É possível discorrermos
sobre meritocracia numa sociedade injusta e desigual, a qual não oferece as
mesmas oportunidades para todos? Como competir em condições de igualdade, se os
filhos dos mais ricos possuem acesso irrestrito aos melhores lugares, hábitos e
pessoas, enquanto os mais pobres são privados muita das vezes do necessário?
Como julgar e condenar uma pessoa que na infância vivenciou desde as privações
materiais básicas, até o desequilíbrio doméstico e familiar, assimilando e
absorvendo cenas de violência e desamor?
Não justifico nem ouso
racionalizar as causas do ódio e da maldade, muito menos reproduzir o discurso
vitimista da auto-piedade, mas podemos comparar o ensino das escolas
particulares com os da escola pública? Podemos negar que as condições socioeconômicas
afetam diretamente a vida das pessoas, para o bem ou para o mal? É impossível
defendermos uma escola ou sociedade sem partido, enquanto existir uma sociedade
dividida em classes.
Quem defende um sistema
político e econômico capitalista crê no individualismo, no direito à propriedade
privada e na privatização das empresas públicas, afinando-se a uma economia liberal
regulada pelo mercado. Aceita também a meritocracia, que diz que todo insucesso
e fracasso é de inteira responsabilidade do indivíduo, em sua visão simplista e
reducionista do “querer é poder”.
Por outro lado, quem defende
um sistema político e econômico socialista acredita no bem-estar social e
coletivo, na divisão de terra e renda e no fortalecimento do Estado e de suas
instituições.
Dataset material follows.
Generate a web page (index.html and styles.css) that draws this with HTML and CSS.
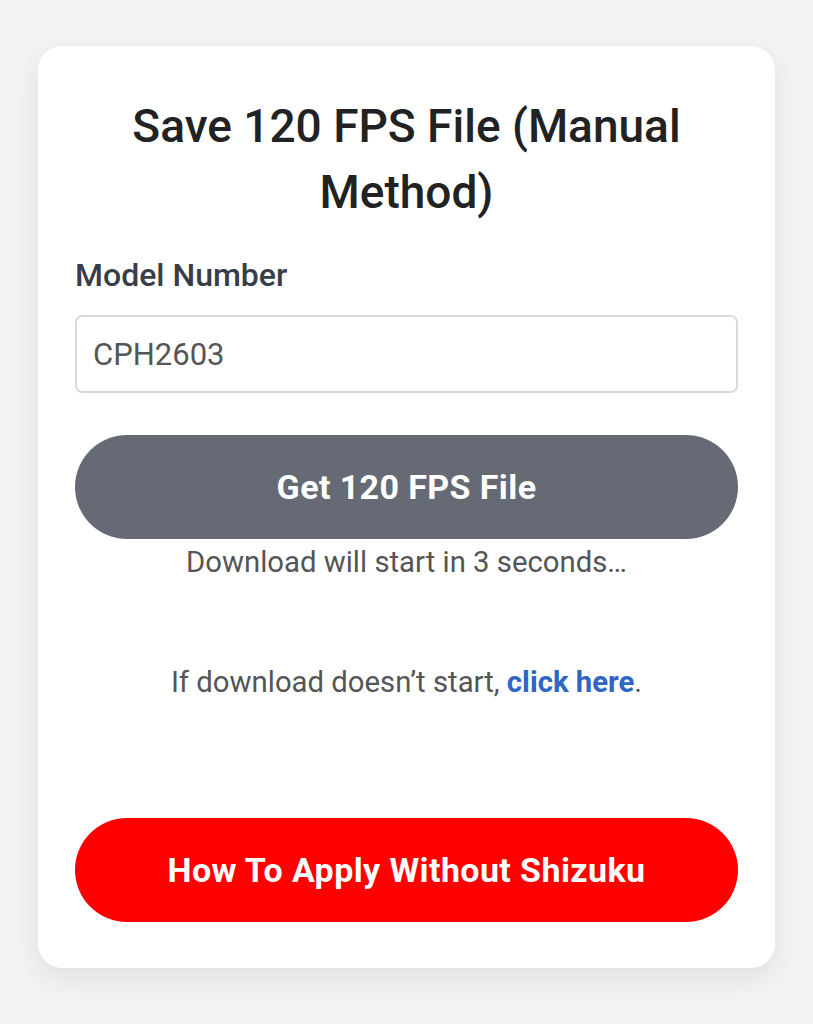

Sabe que a principal causa da desigualdade social é a divisão parcial
e injusta das riquezas produzidas pela classe trabalhadora.
É perfeitamente normal,
compreensível e aceitável que as pessoas se revelem apáticas e desacreditadas,
tanto dos partidos quanto dos políticos, diante de tantos maus exemplos. Ainda testemunhamos
uma política e uma classe de representantes desavergonhada e viciada, tanto nas
práticas como nos hábitos, desde o famigerado “toma lá, dá cá”, até as canetadas
em benefício próprio. Escândalos de corrupção com cifras milionárias já estão
incorporados e internalizados em nossa alma e cultura há anos. Pouquíssimos políticos
mostram-se dispostos a abrir mão dos seus privilégios e vantagens em prol dos
interesses da população. A ignorância caminha de mãos dadas com a ingenuidade,
e é fruto da falta de investimento maciço na educação pública de qualidade.
Enquanto a classe
trabalhadora não for conscientizada do seu poder de voto e veto, a elite
brasileira irá se apropriar indevidamente do seu sangue, suor e lágrimas
representado pela sua força de trabalho. Quem possui os meios de produção não
quer dividir seu pão, nem tampouco está interessado na elevação de classes e de
consciência. Para ele, é mais fácil se render e se acomodar ao luxuoso conforto
proporcionado pelo séquito de escravos, dóceis e obedientes do que ter que
responder e revelar a origem de seu poder, prestígio e riqueza.